RABIAH: I am 5' so I have always been a fan of platforms or higher heeled shoes. In college I came across a vintage pair of wooden Candies clogs with a fur collar and wore them to death even though they were just a tad too small! My friends always joke with me because they know when I am coming due to the "clip clop" of my clogs. I currently am the proud owner of 12 pair of my clogs and one treasured pair of boots. :)
Woven boots with nubuck leather bottoms from Uncommon Threads MySpace page
ECHID: You've stepped outside the box already with the kind of clogs you create. What kind of responses are you getting from the marketplace? What feedback have you gotten that has given you the most pleasure?

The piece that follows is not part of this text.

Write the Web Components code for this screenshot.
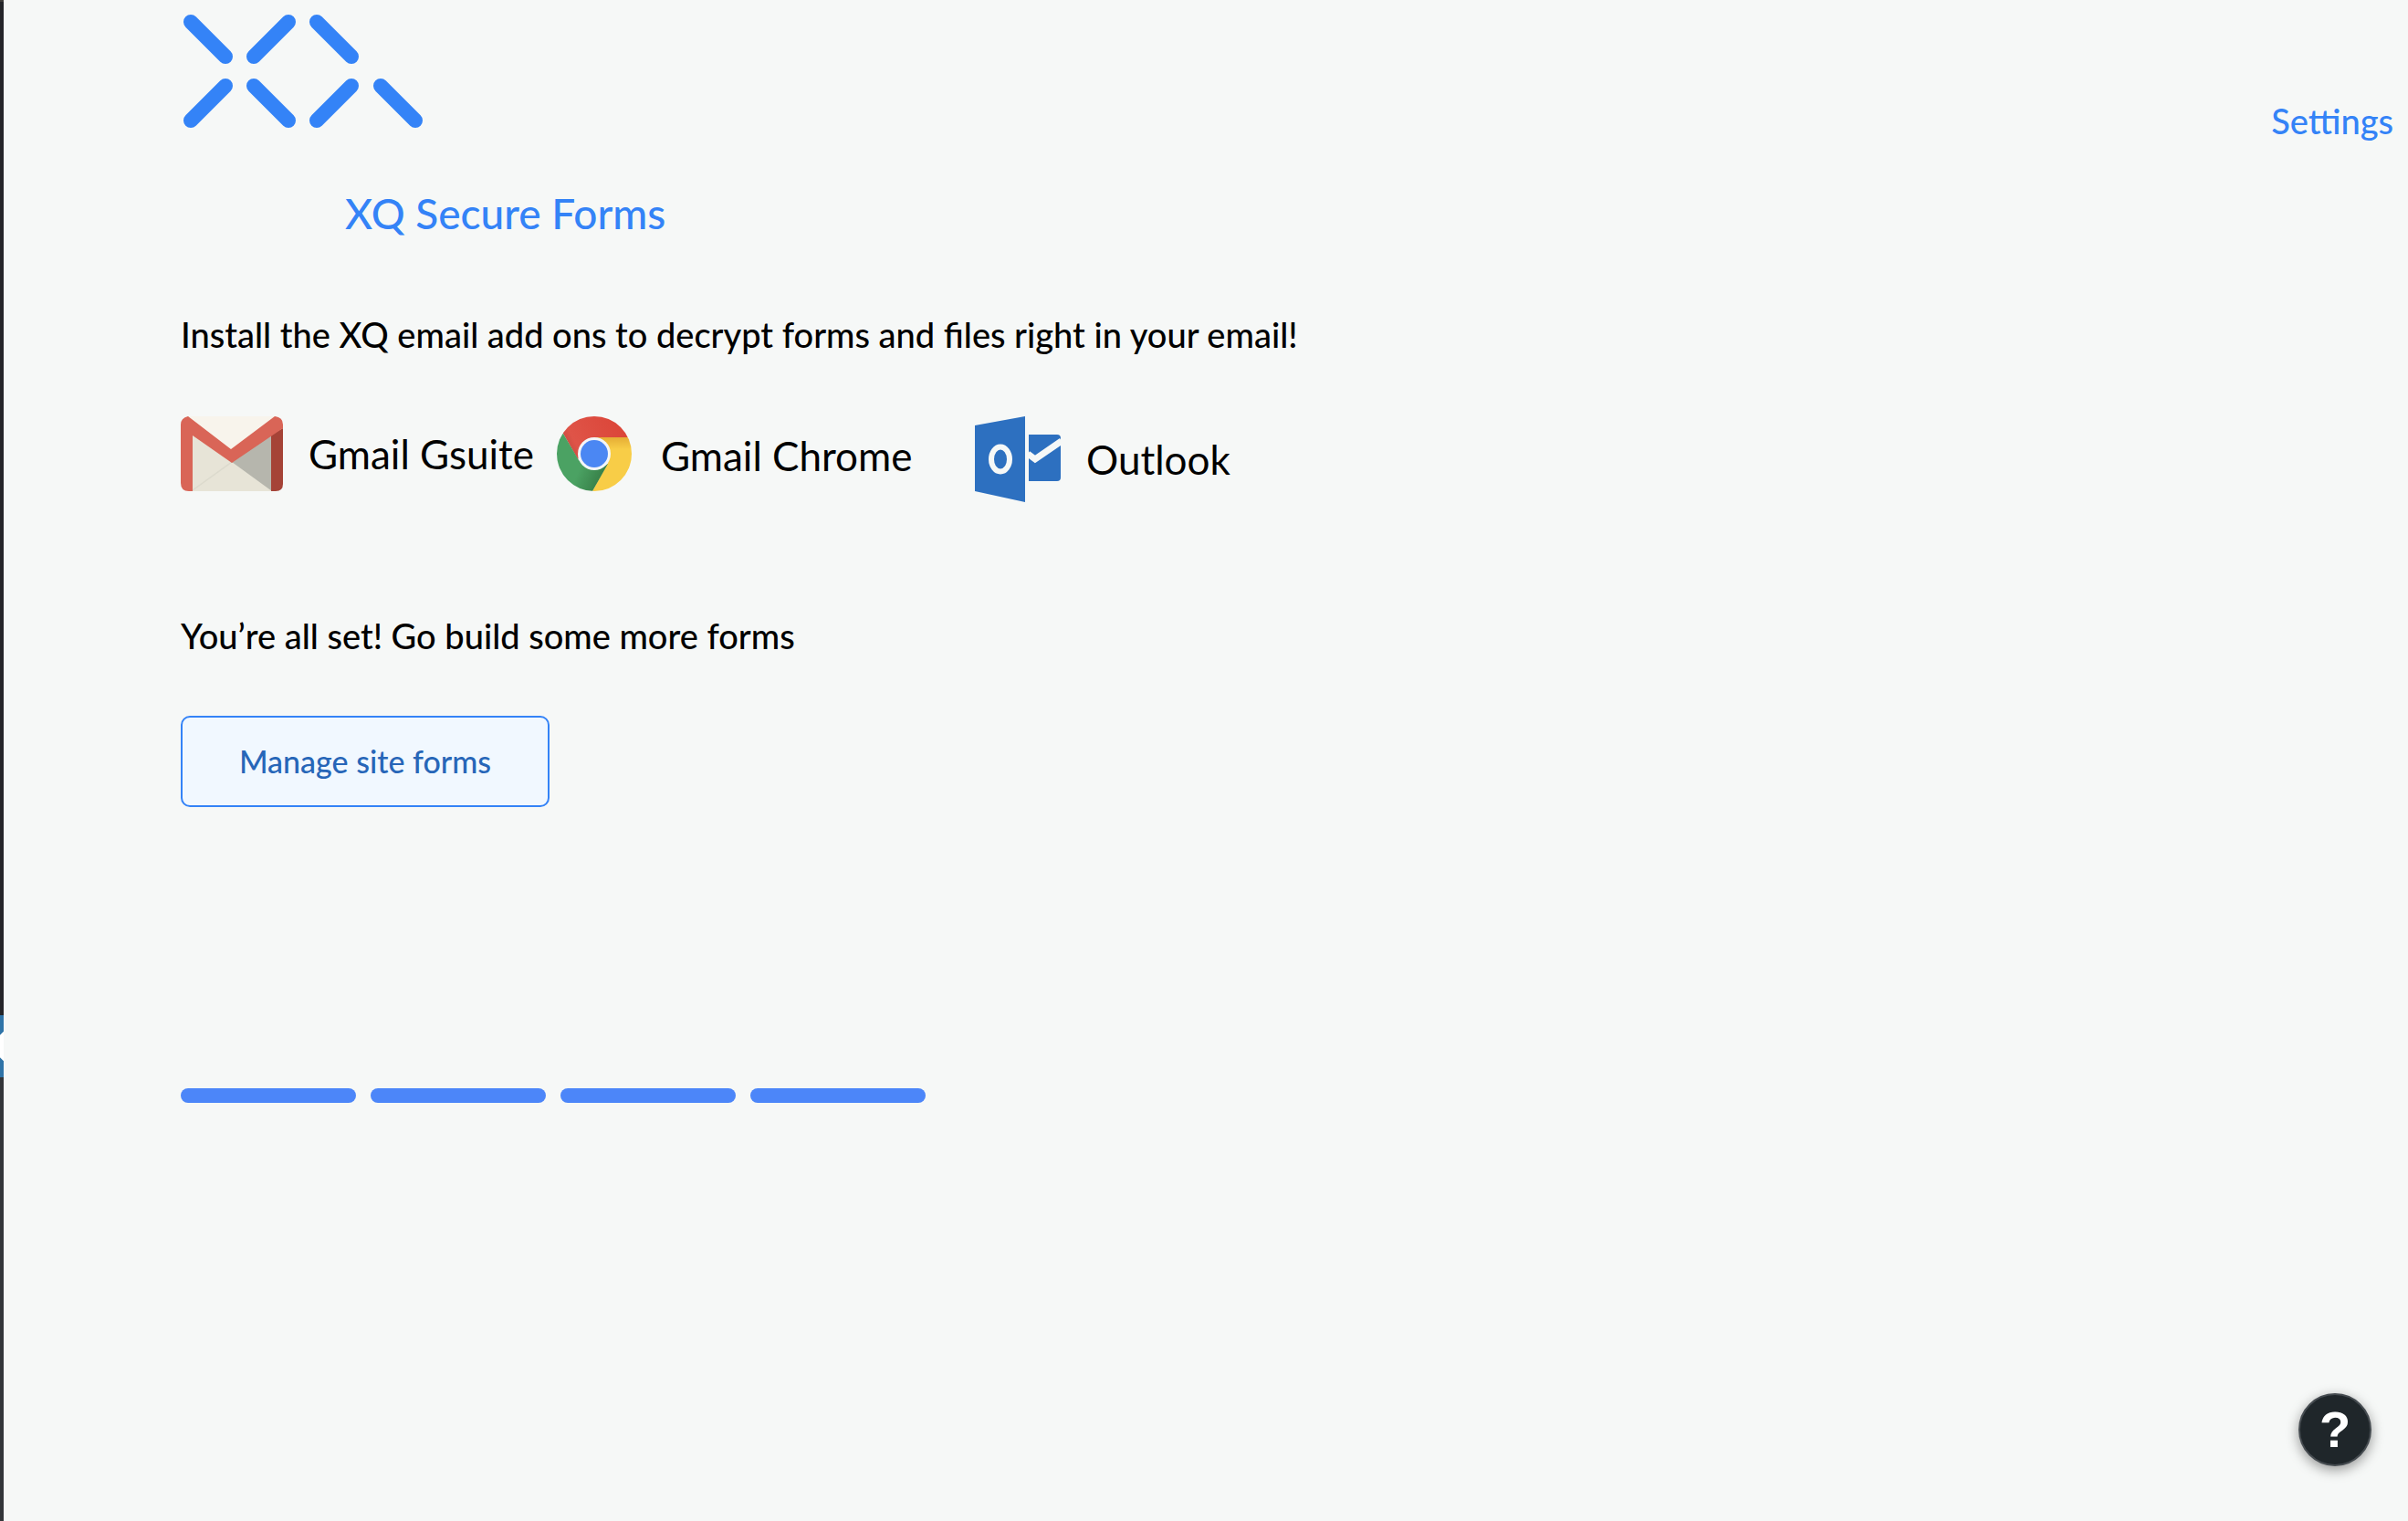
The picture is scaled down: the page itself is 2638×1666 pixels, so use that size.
<!DOCTYPE html>
<html lang="en">
<head>
<meta charset="utf-8">
<title>XQ Secure Forms</title>
<style>
body { margin: 0; background: #f6f8f7; color: #000; font-family: Lato, "Open Sans", sans-serif; }
</style>
</head>
<body>
<xq-page></xq-page>
<script>
const define = (name, html) => customElements.define(name, class extends HTMLElement {
  constructor() {
    super();
    this.attachShadow({ mode: "open" }).innerHTML = html;
  }
});

define("xq-logo", `
<style>:host { display: block; } svg { display: block; }</style>
<svg width="268" height="148" viewBox="198 0 268 148" role="img" aria-label="XQ" fill="none" stroke="#3483f7" stroke-width="16" stroke-linecap="round">
  <path d="M209 24L247 62M316 24L278 62M347 24L385 62M247 94L209 132M278 94L316 132M385 94L347 132M417 94L455 132"/>
</svg>`);

define("xq-gmail-icon", `
<style>:host { display: block; flex: none; } svg { display: block; }</style>
<svg width="112" height="82" viewBox="0 0 112 82" aria-hidden="true">
  <path d="M7 0H105V82H7Z" fill="#e7e4d7"/>
  <path d="M8 0H104L56 38Z" fill="#f8f4ec"/>
  <path d="M56 50L100 20V82Z" fill="#b6b6ad"/>
  <path d="M13 81L56 50" stroke="#dcdacd" stroke-width="1.5"/>
  <path d="M99 20L112 13V74Q112 82 104 82H99Z" fill="#a54337"/>
  <path d="M8 0L55 36L103 0Q112 1 112 9V13L56 51L13 21V82H9Q0 82 0 73V9Q0 2 8 0Z" fill="#d96557"/>
</svg>`);

define("xq-chrome-icon", `
<style>:host { display: block; flex: none; } svg { display: block; }</style>
<svg width="86" height="86" viewBox="0 0 86 86" aria-hidden="true">
  <defs>
    <clipPath id="disc"><circle cx="41" cy="41" r="41"/></clipPath>
    <linearGradient id="red" x1="0" y1=".7" x2="1" y2=".4"><stop offset="0" stop-color="#b8443a"/><stop offset=".25" stop-color="#df5448"/><stop offset="1" stop-color="#db4437"/></linearGradient>
    <linearGradient id="yellow" x1="0" y1="0" x2="0" y2="1"><stop offset="0" stop-color="#e5ad35"/><stop offset=".22" stop-color="#f8cd47"/></linearGradient>
    <linearGradient id="green" x1="0" y1="0" x2="1" y2=".5"><stop offset=".6" stop-color="#4ba263"/><stop offset="1" stop-color="#388149"/></linearGradient>
  </defs>
  <g clip-path="url(#disc)">
    <path d="M0 0H82V23H41L23 47L7 19Z" fill="url(#red)"/>
    <path d="M41 23H82V82H39L56 51Z" fill="url(#yellow)"/>
    <path d="M7 19L24 48L41 59L56 52L39 82H0V19Z" fill="url(#green)"/>
  </g>
  <circle cx="41" cy="41" r="18" fill="#f4f6f8"/>
  <circle cx="41" cy="41" r="15" fill="#4b87f3"/>
</svg>`);

define("xq-outlook-icon", `
<style>:host { display: block; flex: none; } svg { display: block; }</style>
<svg width="94" height="94" viewBox="0 0 94 94" aria-hidden="true">
  <path d="M0 10L55 0V94L0 82Z" fill="#2d70c0"/>
  <ellipse cx="28" cy="47" rx="10" ry="13.500" fill="none" stroke="#f6f8f7" stroke-width="6"/>
  <path d="M59 20H90Q94 20 94 24V67Q94 71 90 71H59Z" fill="#2d70c0"/>
  <path d="M58 41L66 47L95 27" fill="none" stroke="#f6f8f7" stroke-width="7"/>
</svg>`);

define("xq-addon", `
<style>
:host { display: block; }
a { display: flex; align-items: center; gap: 28px; color: inherit; text-decoration: none; font-size: 44px; line-height: 56px; white-space: nowrap; }
</style>
<a href="#"><slot name="icon"></slot><slot></slot></a>`);

define("xq-button", `
<style>
:host { display: block; }
button { box-sizing: border-box; height: 100px; padding: 0 60px; border: 2px solid #3483f7; border-radius: 10px; background: #f1f8ff; color: #2766b8; font: 500 34px/40px Lato, sans-serif; min-width: 404px; cursor: pointer; }
</style>
<button type="button"><slot></slot></button>`);

define("xq-steps", `
<style>
:host { display: flex; gap: 16px; }
span { width: 192px; height: 16px; border-radius: 8px; background: #4c86f9; }
</style>
<span></span><span></span><span></span><span></span>`);

define("xq-edge", `
<style>
:host { display: block; }
svg { display: block; }
</style>
<svg width="4" height="1666" viewBox="0 0 4 1666" aria-hidden="true">
  <path d="M0 0H4V1112H0Z" fill="#242529"/>
  <path d="M0 0H4V2H0Z" fill="#403d3a"/>
  <path d="M0 1112H4V1130L0 1134ZM0 1158L4 1162V1180H0Z" fill="#2f74a8"/>
  <path d="M0 1134L4 1130V1162L0 1158Z" fill="#fff"/>
  <path d="M0 1180H4V1666H0Z" fill="#333539"/>
</svg>`);

define("xq-help", `
<style>
:host { position: fixed; right: 40px; bottom: 60px; }
button { box-sizing: border-box; display: flex; align-items: center; justify-content: center; width: 80px; height: 80px; padding: 0; border: 2px solid #454b50; border-radius: 50%; background: #1f262a; color: #fff; font: bold 56px/64px "Liberation Sans", sans-serif; box-shadow: 0 4px 14px rgba(0, 0, 0, .4); cursor: pointer; }
</style>
<button type="button" aria-label="Help">?</button>`);

define("xq-page", `
<style>
:host { display: flex; min-height: 100vh; overflow: hidden; }
xq-edge { flex: none; height: 100vh; overflow: hidden; }
.content { flex: 1; padding: 0 16px 0 194px; }
header { display: flex; justify-content: space-between; align-items: flex-end; height: 156px; }
xq-logo { align-self: flex-start; }
header a { color: #3483f7; text-decoration: none; font-size: 38px; font-weight: 500; line-height: 48px; }
h1 { margin: 48px 0 0 180px; color: #3483f7; font-size: 46px; font-weight: 500; line-height: 60px; }
p { margin: 0; font-size: 38px; font-weight: 500; line-height: 48px; }
.install { margin-top: 78px; }
.addons { display: grid; grid-template-columns: 412px 458px auto; align-items: start; margin-top: 66px; }
.done { margin-top: 122px; }
xq-button { margin-top: 64px; }
xq-steps { margin-top: 308px; }
</style>
<xq-edge></xq-edge>
<div class="content">
  <header><xq-logo></xq-logo><a href="#">Settings</a></header>
  <main>
    <h1>XQ Secure Forms</h1>
    <p class="install">Install the XQ email add ons to decrypt forms and files right in your email!</p>
    <div class="addons">
      <xq-addon><xq-gmail-icon slot="icon"></xq-gmail-icon>Gmail Gsuite</xq-addon>
      <xq-addon><xq-chrome-icon slot="icon"></xq-chrome-icon>Gmail Chrome</xq-addon>
      <xq-addon><xq-outlook-icon slot="icon"></xq-outlook-icon>Outlook</xq-addon>
    </div>
    <p class="done">You’re all set! Go build some more forms</p>
    <xq-button>Manage site forms</xq-button>
    <xq-steps></xq-steps>
  </main>
</div>
<xq-help></xq-help>`);
</script>
</body>
</html>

RABIAH: I have been making these clogs for 6 years and I love to see that my collections are timeless and trendy! You can create something really now and hip or go with a timeless classic.... They may even be one and the same! I have a pair I've been wearing for 4 years now and they are Hipper now than they were then!!!
Another colorful pair of shoes in the process of being woven
ECHID: What are you proudest about when it comes to your line of Chameleon Clogs?

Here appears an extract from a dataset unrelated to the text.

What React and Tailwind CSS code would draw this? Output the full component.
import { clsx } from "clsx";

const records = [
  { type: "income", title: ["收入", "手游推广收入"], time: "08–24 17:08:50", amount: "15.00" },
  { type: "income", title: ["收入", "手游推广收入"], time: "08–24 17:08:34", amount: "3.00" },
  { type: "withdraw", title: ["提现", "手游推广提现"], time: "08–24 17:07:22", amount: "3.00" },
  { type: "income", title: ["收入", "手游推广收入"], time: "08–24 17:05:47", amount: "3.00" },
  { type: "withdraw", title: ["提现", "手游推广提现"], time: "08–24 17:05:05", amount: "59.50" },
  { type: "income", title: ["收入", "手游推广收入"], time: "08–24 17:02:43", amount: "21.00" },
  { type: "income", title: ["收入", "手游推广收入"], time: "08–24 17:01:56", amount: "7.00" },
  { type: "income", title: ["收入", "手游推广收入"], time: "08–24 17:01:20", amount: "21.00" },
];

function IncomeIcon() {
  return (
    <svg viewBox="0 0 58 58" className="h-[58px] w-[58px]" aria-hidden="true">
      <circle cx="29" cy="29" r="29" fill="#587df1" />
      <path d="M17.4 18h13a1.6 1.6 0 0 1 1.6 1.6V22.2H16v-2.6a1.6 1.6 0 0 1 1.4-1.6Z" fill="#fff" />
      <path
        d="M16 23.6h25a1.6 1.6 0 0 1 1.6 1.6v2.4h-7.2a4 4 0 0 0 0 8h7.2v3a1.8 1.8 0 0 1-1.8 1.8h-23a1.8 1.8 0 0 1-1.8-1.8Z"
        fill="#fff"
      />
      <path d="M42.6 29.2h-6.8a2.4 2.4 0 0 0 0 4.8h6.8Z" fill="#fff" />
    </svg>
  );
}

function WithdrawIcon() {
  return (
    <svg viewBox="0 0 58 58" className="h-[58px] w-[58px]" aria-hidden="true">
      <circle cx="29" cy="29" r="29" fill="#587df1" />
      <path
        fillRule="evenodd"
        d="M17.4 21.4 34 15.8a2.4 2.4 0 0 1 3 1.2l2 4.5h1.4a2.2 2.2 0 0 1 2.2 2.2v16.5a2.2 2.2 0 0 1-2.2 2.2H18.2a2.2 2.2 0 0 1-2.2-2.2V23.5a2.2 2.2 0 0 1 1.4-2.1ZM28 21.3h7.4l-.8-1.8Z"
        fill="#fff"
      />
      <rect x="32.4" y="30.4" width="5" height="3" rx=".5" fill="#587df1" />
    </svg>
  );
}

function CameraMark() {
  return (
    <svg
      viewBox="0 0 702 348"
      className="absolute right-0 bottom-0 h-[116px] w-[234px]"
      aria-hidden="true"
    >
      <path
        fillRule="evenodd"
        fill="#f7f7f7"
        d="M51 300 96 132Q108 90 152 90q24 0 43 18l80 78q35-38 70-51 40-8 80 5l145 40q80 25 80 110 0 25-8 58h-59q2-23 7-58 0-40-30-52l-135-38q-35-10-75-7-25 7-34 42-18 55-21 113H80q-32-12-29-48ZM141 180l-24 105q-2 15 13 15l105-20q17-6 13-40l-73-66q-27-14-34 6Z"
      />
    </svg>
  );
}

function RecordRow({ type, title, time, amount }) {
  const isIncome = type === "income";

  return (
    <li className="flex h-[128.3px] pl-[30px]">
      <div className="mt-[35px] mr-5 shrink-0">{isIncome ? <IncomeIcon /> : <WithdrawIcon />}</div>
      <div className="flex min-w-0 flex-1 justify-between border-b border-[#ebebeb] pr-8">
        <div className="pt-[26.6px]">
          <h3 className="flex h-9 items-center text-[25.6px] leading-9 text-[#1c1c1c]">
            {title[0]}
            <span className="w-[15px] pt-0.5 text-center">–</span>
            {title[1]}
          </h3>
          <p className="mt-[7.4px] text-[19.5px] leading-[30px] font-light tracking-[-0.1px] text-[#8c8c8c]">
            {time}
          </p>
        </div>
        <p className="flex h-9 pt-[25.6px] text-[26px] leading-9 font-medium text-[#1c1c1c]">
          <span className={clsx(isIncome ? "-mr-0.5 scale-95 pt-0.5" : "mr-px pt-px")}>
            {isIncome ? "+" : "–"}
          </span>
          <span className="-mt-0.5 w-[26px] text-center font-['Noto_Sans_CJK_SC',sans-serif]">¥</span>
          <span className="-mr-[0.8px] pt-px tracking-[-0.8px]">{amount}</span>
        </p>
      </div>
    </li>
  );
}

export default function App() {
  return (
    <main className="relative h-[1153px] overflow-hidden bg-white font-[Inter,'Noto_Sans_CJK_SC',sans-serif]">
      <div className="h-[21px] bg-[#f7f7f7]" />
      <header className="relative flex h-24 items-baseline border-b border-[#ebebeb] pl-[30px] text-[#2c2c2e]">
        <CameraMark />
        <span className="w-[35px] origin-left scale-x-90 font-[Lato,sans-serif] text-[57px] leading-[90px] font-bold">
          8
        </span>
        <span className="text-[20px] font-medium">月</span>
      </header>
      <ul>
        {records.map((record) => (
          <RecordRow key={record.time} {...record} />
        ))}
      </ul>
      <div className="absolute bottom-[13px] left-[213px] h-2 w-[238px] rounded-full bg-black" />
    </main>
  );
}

RABIAH: As a weaver and textile designer, I have been looking for a niche for many years to showcase my craft and not have to spend days and weeks finishing one scarf!! (that I would be then told was too expensive). I have found that the clog collection does just that!!!
The artist pictured with her first collection of woven handbags
ECHID: What are you proudest about in your artistic career in general?
RABIAH: That I am still a practicing artist and have been doing so for almost 20 years. And my development of Endless Possibilities. It is my crowning artist achievement. I hope to help more communities in the future to have one for their own! We raised over $120,000 in 2006 for the Outer Banks Hotline Crisis Intervention and Prevention Center!